WRITTEN INSTRUCTION: Each line of the material below that holds the word "screenshot" needs to be copied.

[Part of a data file]

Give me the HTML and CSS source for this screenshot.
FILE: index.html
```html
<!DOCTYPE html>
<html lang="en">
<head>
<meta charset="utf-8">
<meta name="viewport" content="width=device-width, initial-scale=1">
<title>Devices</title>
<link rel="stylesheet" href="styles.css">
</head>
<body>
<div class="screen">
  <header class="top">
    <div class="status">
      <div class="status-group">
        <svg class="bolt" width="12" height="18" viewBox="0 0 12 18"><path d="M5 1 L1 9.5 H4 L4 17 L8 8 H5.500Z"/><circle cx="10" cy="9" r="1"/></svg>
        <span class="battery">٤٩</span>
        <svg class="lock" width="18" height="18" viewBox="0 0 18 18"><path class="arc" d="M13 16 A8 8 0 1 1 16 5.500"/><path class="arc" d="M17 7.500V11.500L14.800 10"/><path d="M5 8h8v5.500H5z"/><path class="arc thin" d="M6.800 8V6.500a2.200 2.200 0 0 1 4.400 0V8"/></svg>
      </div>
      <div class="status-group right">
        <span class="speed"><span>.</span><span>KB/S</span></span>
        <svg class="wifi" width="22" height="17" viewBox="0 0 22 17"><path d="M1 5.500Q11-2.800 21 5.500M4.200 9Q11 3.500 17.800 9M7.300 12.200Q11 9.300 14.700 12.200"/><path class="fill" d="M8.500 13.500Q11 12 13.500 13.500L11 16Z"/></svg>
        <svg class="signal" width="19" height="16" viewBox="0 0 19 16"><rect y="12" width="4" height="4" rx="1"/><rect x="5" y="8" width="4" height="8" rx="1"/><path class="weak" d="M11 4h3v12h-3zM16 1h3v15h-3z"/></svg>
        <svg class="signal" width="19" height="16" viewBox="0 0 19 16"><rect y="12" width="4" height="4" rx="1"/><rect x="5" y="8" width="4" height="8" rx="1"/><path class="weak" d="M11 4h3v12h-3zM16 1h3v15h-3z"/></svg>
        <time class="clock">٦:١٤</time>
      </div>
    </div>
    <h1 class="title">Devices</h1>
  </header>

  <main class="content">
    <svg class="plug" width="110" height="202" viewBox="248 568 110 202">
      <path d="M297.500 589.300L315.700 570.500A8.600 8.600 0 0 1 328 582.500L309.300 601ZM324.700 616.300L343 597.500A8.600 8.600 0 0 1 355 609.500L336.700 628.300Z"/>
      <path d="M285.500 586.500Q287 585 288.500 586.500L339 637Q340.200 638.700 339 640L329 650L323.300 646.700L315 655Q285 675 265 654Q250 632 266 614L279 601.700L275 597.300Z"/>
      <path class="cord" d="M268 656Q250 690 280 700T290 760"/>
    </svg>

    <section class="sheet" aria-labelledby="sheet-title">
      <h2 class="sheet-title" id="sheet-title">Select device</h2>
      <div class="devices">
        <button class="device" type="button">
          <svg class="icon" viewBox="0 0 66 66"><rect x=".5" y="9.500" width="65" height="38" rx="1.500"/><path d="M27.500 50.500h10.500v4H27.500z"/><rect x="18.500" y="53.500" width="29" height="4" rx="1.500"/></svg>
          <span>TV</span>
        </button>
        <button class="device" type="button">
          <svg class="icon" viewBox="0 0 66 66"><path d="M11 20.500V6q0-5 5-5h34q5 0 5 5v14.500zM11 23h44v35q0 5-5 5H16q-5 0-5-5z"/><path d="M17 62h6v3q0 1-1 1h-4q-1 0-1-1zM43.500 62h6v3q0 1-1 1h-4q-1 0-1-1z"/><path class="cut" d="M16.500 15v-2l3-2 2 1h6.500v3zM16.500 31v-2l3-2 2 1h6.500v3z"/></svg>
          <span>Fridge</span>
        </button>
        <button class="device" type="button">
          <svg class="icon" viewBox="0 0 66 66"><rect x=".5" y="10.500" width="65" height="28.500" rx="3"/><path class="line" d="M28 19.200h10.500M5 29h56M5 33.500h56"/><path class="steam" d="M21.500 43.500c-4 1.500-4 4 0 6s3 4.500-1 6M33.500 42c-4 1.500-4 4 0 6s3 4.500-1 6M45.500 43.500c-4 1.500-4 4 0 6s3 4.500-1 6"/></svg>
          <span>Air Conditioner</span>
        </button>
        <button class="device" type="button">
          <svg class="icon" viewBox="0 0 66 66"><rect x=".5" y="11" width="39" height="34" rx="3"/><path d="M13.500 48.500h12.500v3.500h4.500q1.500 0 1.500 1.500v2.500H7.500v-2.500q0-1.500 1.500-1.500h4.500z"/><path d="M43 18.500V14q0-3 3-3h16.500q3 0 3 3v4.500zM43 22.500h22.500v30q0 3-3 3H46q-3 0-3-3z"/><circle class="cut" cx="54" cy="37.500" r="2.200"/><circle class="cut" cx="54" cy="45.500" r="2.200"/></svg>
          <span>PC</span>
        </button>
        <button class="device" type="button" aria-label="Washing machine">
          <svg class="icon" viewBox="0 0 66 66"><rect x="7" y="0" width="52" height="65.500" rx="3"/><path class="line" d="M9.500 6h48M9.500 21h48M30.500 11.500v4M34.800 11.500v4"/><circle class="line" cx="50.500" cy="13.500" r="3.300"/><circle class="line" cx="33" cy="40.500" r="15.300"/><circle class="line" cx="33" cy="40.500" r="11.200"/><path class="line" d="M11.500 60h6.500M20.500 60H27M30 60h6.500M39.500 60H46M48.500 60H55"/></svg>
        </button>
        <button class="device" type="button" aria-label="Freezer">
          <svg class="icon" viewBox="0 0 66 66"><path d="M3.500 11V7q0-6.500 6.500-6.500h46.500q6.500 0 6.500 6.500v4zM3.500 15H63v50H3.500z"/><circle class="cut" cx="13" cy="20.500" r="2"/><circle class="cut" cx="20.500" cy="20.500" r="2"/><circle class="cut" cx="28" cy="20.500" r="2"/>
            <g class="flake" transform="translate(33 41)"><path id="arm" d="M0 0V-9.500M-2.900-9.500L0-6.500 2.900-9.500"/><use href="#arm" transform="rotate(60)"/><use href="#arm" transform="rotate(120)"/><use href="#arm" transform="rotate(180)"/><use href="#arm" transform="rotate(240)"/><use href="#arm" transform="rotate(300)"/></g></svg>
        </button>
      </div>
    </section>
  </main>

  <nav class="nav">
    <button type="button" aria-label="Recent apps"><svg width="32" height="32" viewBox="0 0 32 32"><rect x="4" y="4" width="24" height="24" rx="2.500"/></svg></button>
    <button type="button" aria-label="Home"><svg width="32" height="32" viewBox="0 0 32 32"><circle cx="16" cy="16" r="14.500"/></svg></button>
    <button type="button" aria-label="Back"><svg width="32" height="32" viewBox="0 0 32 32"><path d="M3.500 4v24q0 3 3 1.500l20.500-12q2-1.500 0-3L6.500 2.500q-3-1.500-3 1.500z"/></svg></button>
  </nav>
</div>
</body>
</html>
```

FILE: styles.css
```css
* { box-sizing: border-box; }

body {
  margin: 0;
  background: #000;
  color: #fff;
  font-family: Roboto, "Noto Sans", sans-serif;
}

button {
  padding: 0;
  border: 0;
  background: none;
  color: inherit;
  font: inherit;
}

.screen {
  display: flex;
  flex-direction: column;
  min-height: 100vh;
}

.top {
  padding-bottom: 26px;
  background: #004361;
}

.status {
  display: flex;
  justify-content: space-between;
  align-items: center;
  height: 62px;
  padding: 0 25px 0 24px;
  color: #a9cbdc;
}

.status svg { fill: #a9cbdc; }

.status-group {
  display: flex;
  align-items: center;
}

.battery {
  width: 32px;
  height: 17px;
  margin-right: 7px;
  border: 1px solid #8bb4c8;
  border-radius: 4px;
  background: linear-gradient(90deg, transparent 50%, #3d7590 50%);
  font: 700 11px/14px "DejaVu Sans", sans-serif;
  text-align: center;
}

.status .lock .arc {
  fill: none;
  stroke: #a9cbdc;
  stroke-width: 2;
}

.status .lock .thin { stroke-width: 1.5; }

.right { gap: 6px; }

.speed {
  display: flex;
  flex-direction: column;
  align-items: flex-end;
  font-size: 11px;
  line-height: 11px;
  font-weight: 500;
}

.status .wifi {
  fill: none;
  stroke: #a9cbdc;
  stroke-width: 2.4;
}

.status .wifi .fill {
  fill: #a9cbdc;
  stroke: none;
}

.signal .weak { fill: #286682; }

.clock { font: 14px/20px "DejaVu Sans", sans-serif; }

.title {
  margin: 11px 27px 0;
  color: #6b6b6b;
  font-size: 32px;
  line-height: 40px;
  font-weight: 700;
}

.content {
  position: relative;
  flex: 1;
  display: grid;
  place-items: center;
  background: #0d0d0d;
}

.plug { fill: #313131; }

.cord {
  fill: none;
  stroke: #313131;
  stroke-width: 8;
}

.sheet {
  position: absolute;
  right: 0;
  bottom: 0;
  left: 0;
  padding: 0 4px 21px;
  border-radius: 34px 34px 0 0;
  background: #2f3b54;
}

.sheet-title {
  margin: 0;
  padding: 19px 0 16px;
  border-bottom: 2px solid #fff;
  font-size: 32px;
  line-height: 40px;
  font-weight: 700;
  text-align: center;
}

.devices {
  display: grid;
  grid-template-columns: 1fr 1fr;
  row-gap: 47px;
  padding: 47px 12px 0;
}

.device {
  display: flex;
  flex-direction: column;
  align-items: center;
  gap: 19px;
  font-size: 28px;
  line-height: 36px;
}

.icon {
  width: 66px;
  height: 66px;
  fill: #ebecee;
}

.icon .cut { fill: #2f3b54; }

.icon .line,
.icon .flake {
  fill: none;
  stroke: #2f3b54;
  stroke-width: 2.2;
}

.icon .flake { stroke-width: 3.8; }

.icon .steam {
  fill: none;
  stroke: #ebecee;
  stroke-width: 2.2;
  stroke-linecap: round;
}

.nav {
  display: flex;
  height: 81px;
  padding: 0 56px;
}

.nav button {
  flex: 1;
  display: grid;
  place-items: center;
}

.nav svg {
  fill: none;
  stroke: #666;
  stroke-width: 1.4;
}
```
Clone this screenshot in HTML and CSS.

REPLY:
Give me the HTML and CSS source for this screenshot.
Clone this screenshot in HTML and CSS.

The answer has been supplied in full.